AIM OF THE EXERCISE – Pick out each line in these entries that contains the string "Tailwind".

DATA SUPPLIED –
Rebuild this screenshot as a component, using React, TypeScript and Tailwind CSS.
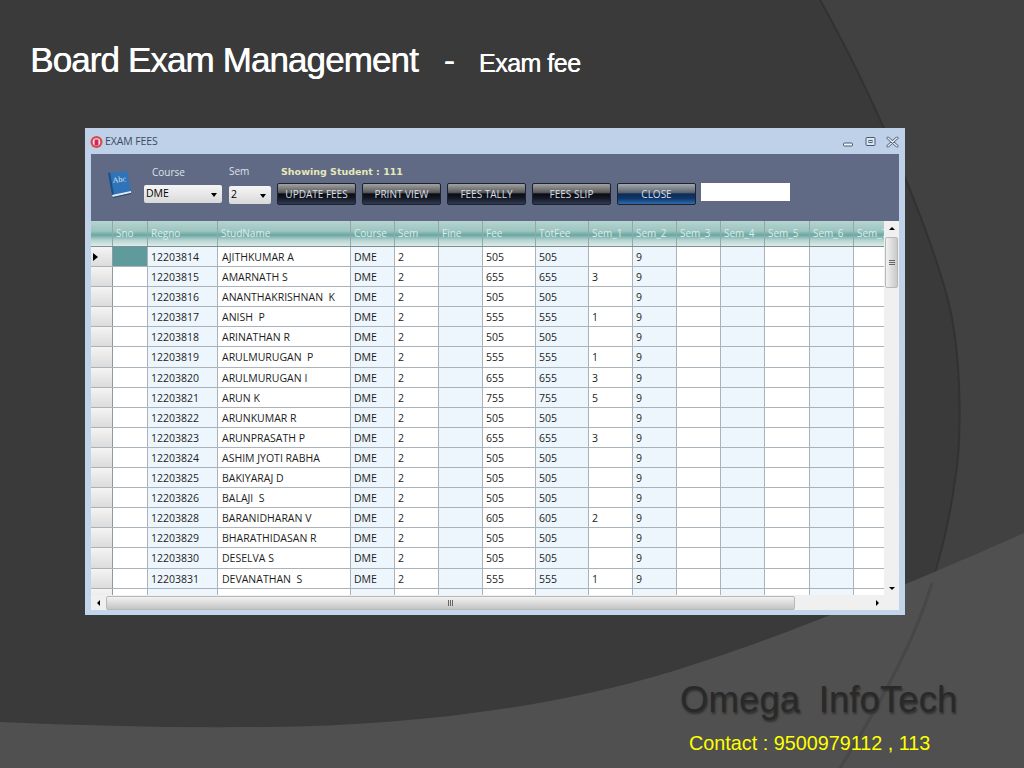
import type { ReactNode } from "react";

type Student = {
  regno: string;
  name: string;
  fee: string;
  sem1?: string;
};

const students: Student[] = [
  { regno: "12203814", name: "AJITHKUMAR A", fee: "505" },
  { regno: "12203815", name: "AMARNATH S", fee: "655", sem1: "3" },
  { regno: "12203816", name: "ANANTHAKRISHNAN  K", fee: "505" },
  { regno: "12203817", name: "ANISH  P", fee: "555", sem1: "1" },
  { regno: "12203818", name: "ARINATHAN R", fee: "505" },
  { regno: "12203819", name: "ARULMURUGAN  P", fee: "555", sem1: "1" },
  { regno: "12203820", name: "ARULMURUGAN I", fee: "655", sem1: "3" },
  { regno: "12203821", name: "ARUN K", fee: "755", sem1: "5" },
  { regno: "12203822", name: "ARUNKUMAR R", fee: "505" },
  { regno: "12203823", name: "ARUNPRASATH P", fee: "655", sem1: "3" },
  { regno: "12203824", name: "ASHIM JYOTI RABHA", fee: "505" },
  { regno: "12203825", name: "BAKIYARAJ D", fee: "505" },
  { regno: "12203826", name: "BALAJI  S", fee: "505" },
  { regno: "12203828", name: "BARANIDHARAN V", fee: "605", sem1: "2" },
  { regno: "12203829", name: "BHARATHIDASAN R", fee: "505" },
  { regno: "12203830", name: "DESELVA S", fee: "505" },
  { regno: "12203831", name: "DEVANATHAN  S", fee: "555", sem1: "1" },
];

const columns = ["Sno", "Regno", "StudName", "Course", "Sem", "Fine", "Fee", "TotFee", "Sem_1", "Sem_2", "Sem_3", "Sem_4", "Sem_5", "Sem_6", "Sem_7"];

const gridCols = "grid grid-cols-[22px_35px_70px_133px_44px_44px_44px_53px_53px_44px_44px_44px_44px_45px_44px_31px]";

function Cell({ children, tint }: { children?: ReactNode; tint?: boolean }) {
  return (
    <div className={`overflow-hidden whitespace-pre border-r border-[#aab2ba] pl-[3px] leading-[20px] ${tint ? "bg-[#eef6fd]" : "bg-white"}`}>
      {children}
    </div>
  );
}

function RowHead({ current }: { current?: boolean }) {
  return (
    <div className="flex items-center border-r border-[#8f9a9f] bg-gradient-to-b from-[#f4f4f4] to-[#dcdcdc] pl-[2px]">
      {current && <div className="h-0 w-0 border-y-[4px] border-l-[5px] border-y-transparent border-l-black" />}
    </div>
  );
}

function GridRow({ student, index }: { student?: Student; index: number }) {
  return (
    <div className={`${gridCols} h-[20.1px] shrink-0 border-b border-[#aab2ba]`}>
      <RowHead current={index === 0} />
      <div className={`border-r border-[#aab2ba] ${index === 0 ? "bg-[#5f9a9c]" : "bg-white"}`} />
      <Cell tint>{student?.regno}</Cell>
      <Cell>{student && <span className="ml-px">{student.name}</span>}</Cell>
      <Cell tint>{student && "DME"}</Cell>
      <Cell>{student && "2"}</Cell>
      <Cell tint />
      <Cell>{student?.fee}</Cell>
      <Cell tint>{student?.fee}</Cell>
      <Cell>{student?.sem1}</Cell>
      <Cell tint>{student && "9"}</Cell>
      <Cell />
      <Cell tint />
      <Cell />
      <Cell tint />
      <Cell />
    </div>
  );
}

function DarkButton({ label, blue }: { label: string; blue?: boolean }) {
  return (
    <div
      className={`flex h-[22px] w-[79px] items-center justify-center rounded-[2px] border border-[#1c2230] text-[10px] text-[#d8dde4] ${
        blue
          ? "bg-[linear-gradient(#a4a8ae_0%,#5c6670_42%,#0c2c58_50%,#0f3768_72%,#2f6cae_100%)]"
          : "bg-[linear-gradient(#a2a2a2_0%,#5a5a5a_42%,#0a0c12_50%,#141a28_72%,#323c50_100%)]"
      }`}
    >
      {label}
    </div>
  );
}

function Combo({ value, width }: { value: string; width: string }) {
  return (
    <div className={`flex h-[18px] items-center justify-between rounded-[2px] bg-gradient-to-b from-[#f6f6f6] to-[#d9d9d9] pl-[2px] pr-[5px] text-[10.5px] text-black ${width}`}>
      <span>{value}</span>
      <div className="mt-[1px] h-0 w-0 border-x-[3.5px] border-t-[4px] border-x-transparent border-t-black" />
    </div>
  );
}

function BookIcon() {
  return (
    <svg width="25" height="28" viewBox="0 0 25 28">
      <path d="M1 3 L20 1 L24 21 L5 25 Z" fill="#2f74b8" />
      <path d="M1 3 L3 2.6 L7 24.6 L5 25 Z" fill="#1b4f8a" />
      <path d="M5 25 L24 21 L24 23 L6 27 Z" fill="#dfe8f0" />
      <path d="M6 27 L24 23 L24 24 L6 28 Z" fill="#1d4a7c" />
      <text x="6" y="13" fontSize="8" fill="#d7e8f6" fontFamily="'Liberation Serif', serif" transform="rotate(-7 6 13)">
        Abc
      </text>
    </svg>
  );
}

function AppIcon() {
  return (
    <svg width="13" height="14" viewBox="0 0 13 14">
      <circle cx="6.5" cy="7" r="6" fill="#d9484c" />
      <circle cx="6.5" cy="7" r="3.8" fill="#f6dcdc" />
      <rect x="4.6" y="4.6" width="3.8" height="6" rx="1" fill="#c8286a" />
    </svg>
  );
}

function WindowControls() {
  return (
    <div className="flex items-center gap-[9px]">
      <svg width="13" height="12" viewBox="0 0 13 12">
        <rect x="1.5" y="7" width="9" height="3" rx="1" fill="#f2f6fb" stroke="#4b5a70" />
      </svg>
      <svg width="13" height="12" viewBox="0 0 13 12">
        <rect x="2" y="1.5" width="9" height="8" rx="1" fill="#dbe6f3" stroke="#4b5a70" />
        <rect x="5" y="4.5" width="3" height="2" fill="none" stroke="#4b5a70" />
      </svg>
      <svg width="13" height="12" viewBox="0 0 13 12">
        <path d="M2 2 L11 10 M11 2 L2 10" stroke="#4b5a70" strokeWidth="3" strokeLinecap="round" />
        <path d="M2 2 L11 10 M11 2 L2 10" stroke="#e8eff7" strokeWidth="1.4" strokeLinecap="round" />
      </svg>
    </div>
  );
}

function ExamFeesWindow() {
  return (
    <div className="ml-[85px] flex h-[487px] w-[820px] flex-col bg-gradient-to-b from-[#bed1e8] to-[#c3d5ea] px-[6px] pb-[5px] font-['Open_Sans',sans-serif]">
      <div className="flex h-[26px] shrink-0 items-center justify-between pt-[1px] text-[10.5px] tracking-[-0.1px] text-[#3b4a60]">
        <div className="-ml-px flex items-center gap-[2px]">
          <AppIcon />
          <span>EXAM FEES</span>
        </div>
        <WindowControls />
      </div>

      <div className="flex h-[67px] shrink-0 items-start bg-[#606a85] text-[10px] text-[#dfe3ea]">
        <div className="ml-[16px] mt-[16px]">
          <BookIcon />
        </div>
        <div className="ml-[12px] mt-[11px] flex w-[78px] flex-col">
          <span className="mb-[6px] ml-[8px] leading-[14px]">Course</span>
          <Combo value="DME" width="w-[78px]" />
        </div>
        <div className="ml-[7px] mt-[10px] flex w-[42px] flex-col">
          <span className="mb-[8px] leading-[14px]">Sem</span>
          <Combo value="2" width="w-[42px]" />
        </div>
        <div className="ml-[6px] mt-[11px] flex flex-col">
          <span className="mb-[4px] ml-[4px] font-['DejaVu_Sans',sans-serif] text-[9.5px] font-bold leading-[14px] text-[#e6e8b8]">Showing Student : 111</span>
          <div className="flex gap-[6px]">
            <DarkButton label="UPDATE FEES" />
            <DarkButton label="PRINT VIEW" />
            <DarkButton label="FEES TALLY" />
            <DarkButton label="FEES SLIP" />
            <DarkButton label="CLOSE" blue />
            <div className="-ml-[1px] h-[18px] w-[89px] bg-white" />
          </div>
        </div>
      </div>

      <div className="flex min-h-0 flex-1">
        <div className="flex min-w-0 flex-1 flex-col overflow-hidden bg-white text-[10.5px] text-[#1c1c1c]">
          <div className={`${gridCols} h-[26px] shrink-0 border-b border-[#7e8f90] text-[10px] text-[#dcecea]`}>
            <div className="border-r border-[#93a8a8] bg-[linear-gradient(#b6d4d0_0%,#9cc5c1_40%,#6aa6a1_56%,#b4d3cf_76%,#deecea_100%)]" />
            {columns.map((col) => (
              <div
                key={col}
                className="overflow-hidden whitespace-nowrap border-r border-[#93a8a8] bg-[linear-gradient(#b6d4d0_0%,#9cc5c1_40%,#6aa6a1_56%,#b4d3cf_76%,#deecea_100%)] pl-[3px] leading-[25px]"
              >
                {col}
              </div>
            ))}
          </div>
          {students.map((student, index) => (
            <GridRow key={student.regno} student={student} index={index} />
          ))}
          <GridRow index={17} />
        </div>

        <div className="flex w-[15px] shrink-0 flex-col items-center bg-[#f0f0f0]">
          <div className="mt-[6px] h-0 w-0 border-x-[3px] border-b-[3px] border-x-transparent border-b-black" />
          <div className="mt-[7px] flex h-[51px] w-[13px] items-center justify-center rounded-[2px] border border-[#b8b8b8] bg-gradient-to-r from-[#f2f2f2] to-[#c9c9c9] text-[6px] text-[#555]">
            <div className="flex flex-col gap-[1px]">
              <div className="h-px w-[6px] bg-[#666]" />
              <div className="h-px w-[6px] bg-[#666]" />
              <div className="h-px w-[6px] bg-[#666]" />
            </div>
          </div>
          <div className="mt-auto mb-[5px] h-0 w-0 border-x-[3px] border-t-[3px] border-x-transparent border-t-black" />
        </div>
      </div>

      <div className="flex h-[15px] shrink-0 items-center bg-[#f0f0f0]">
        <div className="flex w-[15px] justify-center">
          <div className="h-0 w-0 border-y-[3px] border-r-[3px] border-y-transparent border-r-black" />
        </div>
        <div className="flex h-[14px] w-[689px] items-center justify-center rounded-[2px] border border-[#b8b8b8] bg-gradient-to-b from-[#f2f2f2] to-[#c4c4c4]">
          <div className="flex gap-[1px]">
            <div className="h-[6px] w-px bg-[#666]" />
            <div className="h-[6px] w-px bg-[#666]" />
            <div className="h-[6px] w-px bg-[#666]" />
          </div>
        </div>
        <div className="ml-auto mr-[20px] h-0 w-0 border-y-[3px] border-l-[3px] border-y-transparent border-l-black" />
      </div>
    </div>
  );
}

export default function App() {
  return (
    <div className="relative h-[768px] w-[1024px] overflow-hidden bg-[#3a3a3a] font-['Liberation_Sans',sans-serif]">
      <svg className="absolute inset-0" width="1024" height="768" viewBox="0 0 1024 768">
        <path d="M820 0 C868 85 925 215 948 300 C962 355 962 440 955 480 C945 560 905 660 840 768 L1024 768 L1024 0 Z" fill="#414141" />
        <path d="M820 0 C868 85 925 215 948 300 C962 355 962 440 955 480 C948 530 940 555 932 583" fill="none" stroke="#323232" strokeWidth="2" />
        <path d="M0 722 C90 726 180 728 268 727 C400 726 540 710 660 675 C760 645 860 605 1024 533 L1024 768 L0 768 Z" fill="#505050" />
        <path d="M932 583 C915 640 880 705 840 768" fill="none" stroke="#474747" strokeWidth="3" />
      </svg>

      <div className="relative flex h-full flex-col">
        <div className="flex h-[128px] shrink-0 items-baseline pl-[30px] pt-[41px] text-white [text-shadow:0.5px_0_0_#fff]">
          <span className="text-[35px] leading-[38px] tracking-[-0.9px]">Board Exam Management</span>
          <span className="ml-[26px] text-[33px] leading-[38px]">-</span>
          <span className="ml-[24px] text-[25px] leading-[38px] tracking-[-0.5px]">Exam fee</span>
        </div>

        <ExamFeesWindow />

        <div className="ml-[680px] mt-[63px] whitespace-pre text-[36.5px] leading-[44px] tracking-[0.1px] text-[#292929] [text-shadow:1px_2px_2px_#2f2f2f]">
          Omega <span className="-ml-[2px]"> InfoTech</span>
        </div>
        <div className="ml-[689px] mt-[10px] whitespace-pre text-[19.8px] leading-[22px] text-[#ffff00]">
          Contact : 9500979112 , 113
        </div>
      </div>
    </div>
  );
}
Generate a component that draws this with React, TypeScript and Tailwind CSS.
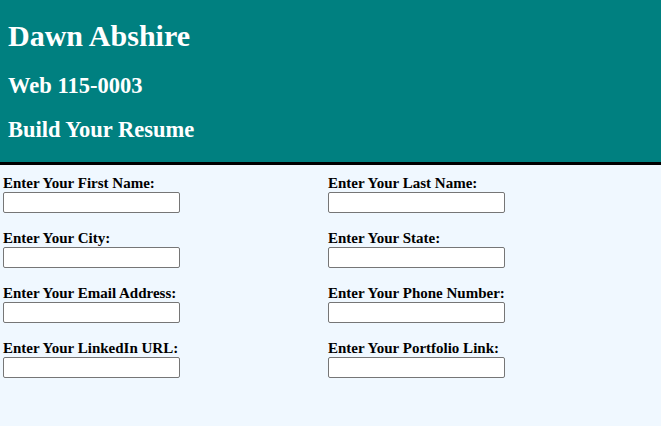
import React from 'react';

const fields: { label: string; id: string }[] = [
  { label: 'Enter Your First Name:', id: 'firstName' },
  { label: 'Enter Your Last Name:', id: 'lastName' },
  { label: 'Enter Your City:', id: 'city' },
  { label: 'Enter Your State:', id: 'state' },
  { label: 'Enter Your Email Address:', id: 'email' },
  { label: 'Enter Your Phone Number:', id: 'phone' },
  { label: 'Enter Your LinkedIn URL:', id: 'linkedin' },
  { label: 'Enter Your Portfolio Link:', id: 'portfolio' },
];

const App: React.FC = () => {
  return (
    <div className="min-h-[426px] bg-[#f0f8ff] font-['Liberation_Serif','Times_New_Roman',serif] text-black">
      {/* header */}
      <header className="h-[165px] bg-[#008080] border-b-[3px] border-black px-2 pt-[19px] text-white">
        <h1 className="text-[30px] leading-[34px] font-bold">Dawn Abshire</h1>
        <h2 className="mt-[20px] text-[22.5px] leading-[25px] font-bold">Web 115-0003</h2>
        <h2 className="mt-[19px] text-[22.5px] leading-[25px] font-bold">Build Your Resume</h2>
      </header>

      {/* form */}
      <form className="grid grid-cols-[325px_325px] gap-y-[17px] pl-[3px] pt-[10px]">
        {fields.map((f) => (
          <div key={f.id} className="flex flex-col">
            <label htmlFor={f.id} className="text-[15px] leading-[17px] font-bold">
              {f.label}
            </label>
            <input
              id={f.id}
              type="text"
              className="w-[177px] h-[21px] bg-white border border-[#767676] rounded-[2px]"
            />
          </div>
        ))}
      </form>
    </div>
  );
};

export default App;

SOLUTION TO THIS EXERCISE –
Rebuild this screenshot as a component, using React, TypeScript and Tailwind CSS.
Generate a component that draws this with React, TypeScript and Tailwind CSS.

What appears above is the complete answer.